Dynaco A440's running either 6 EL34's, or 2 813's ?

Analog Audio Amplifier Design

I scored a single dual - chassis mono amp a year ago, and it was not finished, but I'm pretty sure it was based on this schematic . . . it's got a pair of 813's for output tubes, a UTC LS-7 interstage transformer, and unknown driver tubes (weren't any when I got it - just bare sockets)

the power supply is choke input, dual 866's and a UTC S-47 power transformer

I have yet to do anything with it, but if you scored a couple A440's, you could probably get 200W . . . .
 
What is needed is some enterprising company to design and market tube amp kits that provide the hundred plus watts power most of use desire. And at a reasonable price.
Ideally, this company would provide, among others parts lists, specialty parts, circuit boards, custom chassis & schematics etc.

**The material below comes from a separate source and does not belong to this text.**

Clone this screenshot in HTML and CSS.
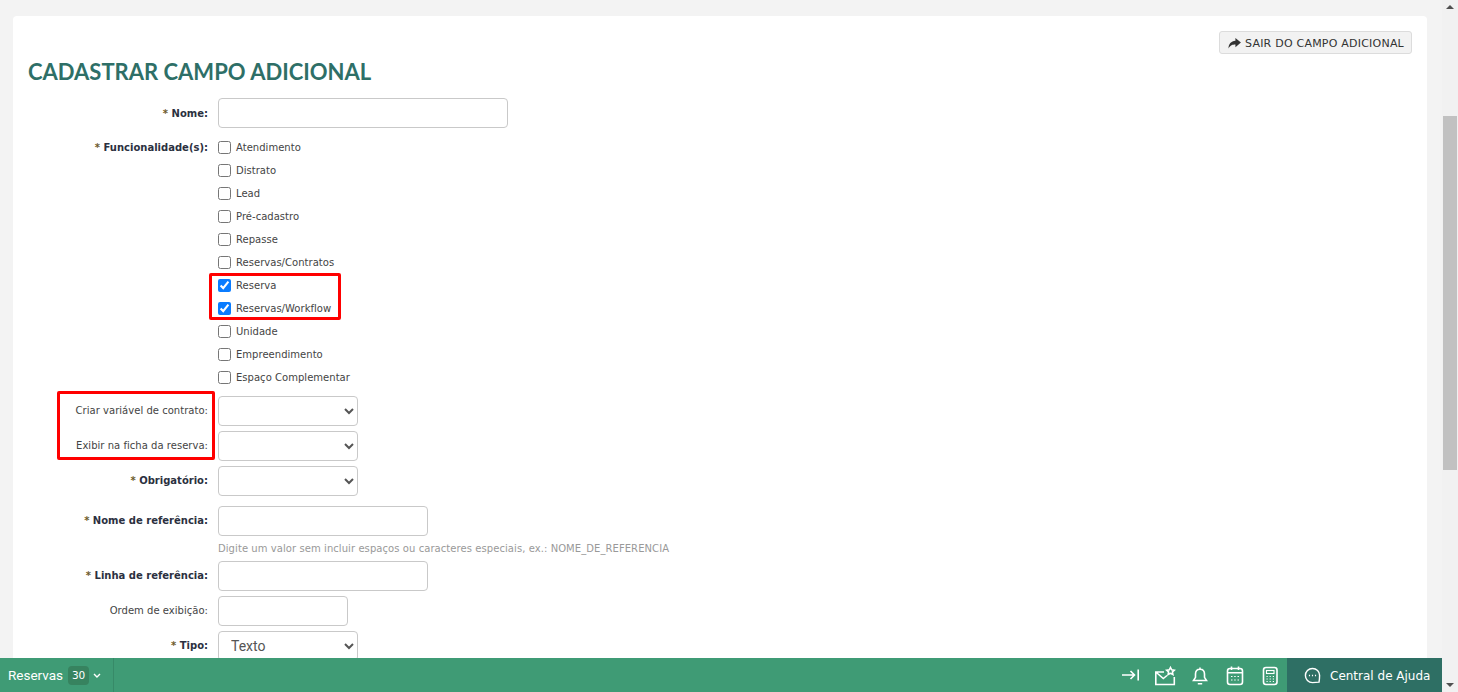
FILE: index.html
```html
<!DOCTYPE html>
<html lang="pt-BR">
<head>
<meta charset="utf-8">
<title>Cadastrar campo adicional</title>
<link rel="stylesheet" href="styles.css">
</head>
<body>
<div class="page">
  <div class="main">
    <div class="scroller">
      <section class="card">
        <div class="card-top">
          <button class="exit-btn" type="button">
            <svg class="exit-icon" viewBox="0 0 14 12" aria-hidden="true"><path d="M8 0 14 5 8 10V7.200C4.800 7.200 2.500 7.800 0.500 11.500 0.300 6.500 3.400 3.200 8 2.900Z"/></svg>
            SAIR DO CAMPO ADICIONAL
          </button>
        </div>
        <h1 class="title">CADASTRAR CAMPO ADICIONAL</h1>
        <form class="form">
          <div class="row row-name">
            <label class="label req">* <b>Nome:</b></label>
            <input class="input w-290" type="text">
          </div>
          <div class="row row-checks">
            <label class="label req label-checks">* <b>Funcionalidade(s):</b></label>
            <div class="checks">
              <label class="check"><input type="checkbox">Atendimento</label>
              <label class="check"><input type="checkbox">Distrato</label>
              <label class="check"><input type="checkbox">Lead</label>
              <label class="check"><input type="checkbox">Pré-cadastro</label>
              <label class="check"><input type="checkbox">Repasse</label>
              <label class="check"><input type="checkbox">Reservas/Contratos</label>
              <label class="check"><input type="checkbox" checked>Reserva</label>
              <label class="check"><input type="checkbox" checked>Reservas/Workflow</label>
              <label class="check"><input type="checkbox">Unidade</label>
              <label class="check"><input type="checkbox">Empreendimento</label>
              <label class="check"><input type="checkbox">Espaço Complementar</label>
            </div>
          </div>
          <div class="row row-selects">
            <label class="label">Criar variável de contrato:</label>
            <select class="select"><option></option></select>
          </div>
          <div class="row row-selects">
            <label class="label">Exibir na ficha da reserva:</label>
            <select class="select"><option></option></select>
          </div>
          <div class="row row-selects">
            <label class="label req">* <b>Obrigatório:</b></label>
            <select class="select"><option></option></select>
          </div>
          <div class="row row-ref">
            <label class="label req">* <b>Nome de referência:</b></label>
            <input class="input w-210" type="text">
          </div>
          <p class="help">Digite um valor sem incluir espaços ou caracteres especiais, ex.: NOME_DE_REFERENCIA</p>
          <div class="row row-line">
            <label class="label req">* <b>Linha de referência:</b></label>
            <input class="input w-210" type="text">
          </div>
          <div class="row row-order">
            <label class="label">Ordem de exibição:</label>
            <input class="input w-130" type="text">
          </div>
          <div class="row row-order">
            <label class="label req">* <b>Tipo:</b></label>
            <select class="select"><option>Texto</option></select>
          </div>
          <div class="mark mark-checks"></div>
          <div class="mark mark-labels"></div>
        </form>
      </section>
    </div>
    <footer class="bar">
      <div class="bar-tab">Reservas<span class="count">30</span>
        <svg class="chev" viewBox="0 0 8 5" aria-hidden="true"><path d="M1 1 4 4 7 1"/></svg>
      </div>
      <div class="bar-tools">
        <svg class="tool" viewBox="0 0 22 22" aria-hidden="true"><path d="M3 11H15.500M11.500 7l4 4-4 4M19.200 5.500v11"/></svg>
        <svg class="tool" viewBox="0 0 22 22" aria-hidden="true"><path d="M10 8H1.800v12.500h18.500V13M1.800 8l7.500 6.500 3.700-3"/><path d="M16.500 3.500l1.200 2.300 2.600.4-1.900 1.800.5 2.500-2.400-1.200-2.400 1.200.5-2.500-1.900-1.800 2.600-.4z"/></svg>
        <svg class="tool" viewBox="0 0 22 22" aria-hidden="true"><path d="M11 3.500v1.700M11 5.200c-3.200 0-4.500 2.300-4.500 4.800v3.300L4.500 16.500h13l-2-3.200V10c0-2.500-1.300-4.800-4.500-4.800ZM8.800 19.800h4.400"/></svg>
        <svg class="tool" viewBox="0 0 22 22" aria-hidden="true"><rect x="3.500" y="4.500" width="15" height="16" rx="2.500"/><path d="M3.500 8.800h15M7.500 2.500v3.500M14.500 2.500v3.500"/><path class="thin" d="M7 12.500h1.500M10.200 12.500h1.500M13.500 12.500H15M7 16h1.500M10.200 16h1.500M13.500 16H15"/></svg>
        <svg class="tool" viewBox="0 0 22 22" aria-hidden="true"><rect x="4.500" y="3.500" width="13.500" height="17" rx="2.500"/><rect class="thin" x="7.500" y="6.500" width="7.500" height="3"/><path class="thin" d="M7.500 12.500h1.200M10.600 12.500h1.200M13.800 12.500H15M7.500 15h1.200M10.600 15h1.200M13.800 15H15M7.500 17.500h1.200M10.600 17.500h1.200M13.800 17.500H15"/></svg>
      </div>
      <div class="help-tab">
        <svg class="help-icon" viewBox="0 0 18 18" aria-hidden="true"><path d="M9 1.500c4.300 0 7.500 3.200 7.500 7.200 0 2.500-.2 5-.6 7.300C14 16.300 11 16.500 9 16.500c-4.300 0-7.500-3.400-7.500-7.500S4.700 1.500 9 1.500Z"/><path class="dots" d="M5.200 9h1.200M8.400 9h1.200M11.600 9h1.200"/></svg>
        Central de Ajuda
      </div>
    </footer>
  </div>
  <aside class="scrollbar">
    <span class="arrow up"></span>
    <span class="thumb"></span>
    <span class="arrow down"></span>
  </aside>
</div>
</body>
</html>
```

FILE: styles.css
```css
* { box-sizing: border-box; }
html, body { height: 100%; margin: 0; }
body {
  overflow: hidden;
  background: #f3f3f3;
  font-family: "DejaVu Sans", Verdana, sans-serif;
  font-size: 10px;
  color: #333;
}
.page { display: flex; height: 692px; }
.main { flex: 1; min-width: 0; display: flex; flex-direction: column; }
.scroller { flex: 1; min-height: 0; overflow: hidden; padding: 16px 15px 0 13px; }
.card { background: #fff; border-radius: 4px; padding: 15px 15px 0; height: 700px; }
.card-top { display: flex; justify-content: flex-end; }
.exit-btn {
  display: flex; align-items: center; gap: 4px;
  height: 23px; width: 193px; padding: 1px 0 0 8px;
  background: #f2f2f2; border: 1px solid #dcdcdc; border-radius: 3px;
  font: 11px "DejaVu Sans", Verdana, sans-serif; letter-spacing: 0.22px; color: #333;
  white-space: nowrap;
}
.exit-icon { width: 13px; height: 11px; fill: #333; flex: none; }
.title {
  margin: 3px 0 0; height: 41px;
  font: 700 22px/30px Lato, sans-serif;
  color: #2e6f67;
}
.form { position: relative; margin-left: -15px; }
.row { display: grid; grid-template-columns: 195px auto; column-gap: 10px; align-items: center; justify-content: start; }
.label { text-align: right; white-space: nowrap; color: #444; letter-spacing: 0.03px; }
.req { color: #6d5a2a; font-weight: 700; letter-spacing: 0; }
.req b { color: #2b3040; }
.row-name { height: 30px; }
.row-checks { align-items: start; margin-top: 8px; margin-bottom: 4px; }
.label-checks { margin-top: 6px; }
.checks { display: flex; flex-direction: column; }
.check { display: flex; align-items: center; height: 23px; white-space: nowrap; color: #444; letter-spacing: 0.03px; }
.check input { margin: 0 5px 0 0; width: 13px; height: 13px; accent-color: #0a7cff; }
.row-selects { height: 35px; }
.input, .select {
  height: 30px; background: #fff;
  border: 1px solid #c9c9c9; border-radius: 4px;
  font: 14px Roboto, sans-serif; color: #555;
}
.select { width: 140px; padding-left: 8px; }
.w-290 { width: 290px; }
.w-210 { width: 210px; }
.w-130 { width: 130px; }
.row-ref { height: 30px; margin-top: 8px; }
.help { margin: 7px 0 0 205px; height: 18px; line-height: 12px; font-size: 10px; letter-spacing: 0.07px; color: #999; white-space: nowrap; }
.row-line { height: 30px; }
.row-order { height: 30px; margin-top: 5px; }
.row-ref .label, .row-line .label, .row-order .label { margin-bottom: 2px; }
.mark { position: absolute; border: 3px solid #f00; border-radius: 2px; pointer-events: none; }
.mark-checks { left: 196px; top: 175px; width: 132px; height: 47px; }
.mark-labels { left: 44px; top: 293px; width: 158px; height: 69px; }

.bar {
  flex: none; height: 34px; display: flex; align-items: stretch;
  background: #3f9b75; color: #fff;
}
.bar-tab {
  display: flex; align-items: center; width: 114px; padding-left: 8px;
  border-right: 1px solid #378a68; font: 13.5px Roboto, sans-serif;
  white-space: nowrap;
}
.count {
  display: inline-flex; align-items: center; justify-content: center;
  width: 21px; height: 19px; margin-left: 5px; border-radius: 4px;
  background: #37835f; font: 10.5px "DejaVu Sans", sans-serif;
}
.chev { width: 8px; height: 5px; margin-left: 4px; fill: none; stroke: #fff; stroke-width: 1.400; }
.bar-tools { flex: 1; display: flex; align-items: center; justify-content: flex-end; gap: 13px; padding-right: 6px; }
.tool { width: 22px; height: 22px; fill: none; stroke: #fff; stroke-width: 1.600; }
.tool .thin { stroke-width: 1.100; }
.help-tab {
  flex: none; width: 155px; display: flex; align-items: center; gap: 9px; padding: 1px 0 0 17px;
  background: #2e6f64; font: 12px/1 "DejaVu Sans", sans-serif; white-space: nowrap;
}
.help-icon { width: 17px; height: 17px; fill: none; stroke: #fff; stroke-width: 1.500; }
.help-icon .dots { stroke-width: 1.700; }

.scrollbar { flex: none; width: 16px; display: flex; flex-direction: column; align-items: center; background: #f1f1f1; }
.thumb { width: 14px; height: 354px; margin-top: 107px; background: #c1c1c1; }
.arrow { width: 0; height: 0; border-left: 4px solid transparent; border-right: 4px solid transparent; }
.arrow.up { margin-top: 5px; border-bottom: 4px solid #505050; }
.arrow.down { margin-top: auto; margin-bottom: 5px; border-top: 4px solid #505050; }
```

There are a few such companies around today, but cost per watt is excessive.

Perhaps a amp using 4 or more kt-88 or equiv. per channel might be a good place to start.

The "reasonable price" part is not going to happen. The problem is the 200W transformers are going to cost big $$$. And then you need to mount them on a chassis that can hold 50 pounds of iron without flexing. The iron and mechanical parts will never be cheap. Tubes at about $25 each are not bad and the rest s nickel and dime stuff. Transformers alone are going to set you back at least $750, Tube cost about half that. A kit supplier is NOT going to be able to get those costs down

As for a PCB. Mostly with six or eight big tubes per channel the wiring in the power section is going to have to be point to point. So what's left for a PCB? a gain stage and a phase splitter? There are already many Dynaco PCBs that would work.

How many people really want a $1200+ "kit" If you need that kind of power SS is the way to go unless it is just for show or bragging rights.
 
I found Hammond has 280 transformers at about 250 ea. they also have smaller units available next size down is a 120 watt size.
But the 200 + watt monster does weight 30 pounds. So probably you'd have to build 2 amps just so they could be moved.
Or utilize a relay rack, on wheels no less.

Bottleheads has a few kits but they are way out of my price range and don't really produce any meaningful power.

SS amps produce the raw power but none I have listened too sound all that great, If they did, why would I have a 50 year old amp in the listening room?

I may downsize this project once again, I guess a 120 watt design is the more practical route to take

As for a chassis, maybe I can make use of that old dinosaur HP server after all,it's weigh is 120 pounds and is 1ft high, 17 wide and 24 deep...
 
I base my 150+150W designs around 19" rack dimensions; a stereo with 8 o/p tubes with the 4 drivers and other small ones it's tight. Ventilation becomes an issue as does the mains transformer, eg, for 8 x KT88 fixed bias one has got to recon on a power transformer capable of supplying a min of 700W and more if capacitive input filtering is used. I get around this by using power factor control with a slightly smaller mains transformer. The 8x power tube heaters require a conservative 20A winding if KT90's are used.
A top flight UL output transformer in the pic capable of 20Hz-50Khz at 150W will set one back $500 and the mains at an equally painful price.
The weight of the entire amp in pic is around 75Lbs and as others mentioned the chassis fabricated to accept the weight.
How much would it cost to make this quality HiFi performing amp; bits + mytime technology + skinny profit ? For a start, $1000 for the iron. $500 for the tubes, assuming chassis bits ready, for an expert roughly 3wks finish assemble. labor costs, one ain't short asking between $7.5K and $10K depending on ones location.
One pays for frequency range. For MI with 40Hz cutoff, life and technology become far more amenable. Your choice.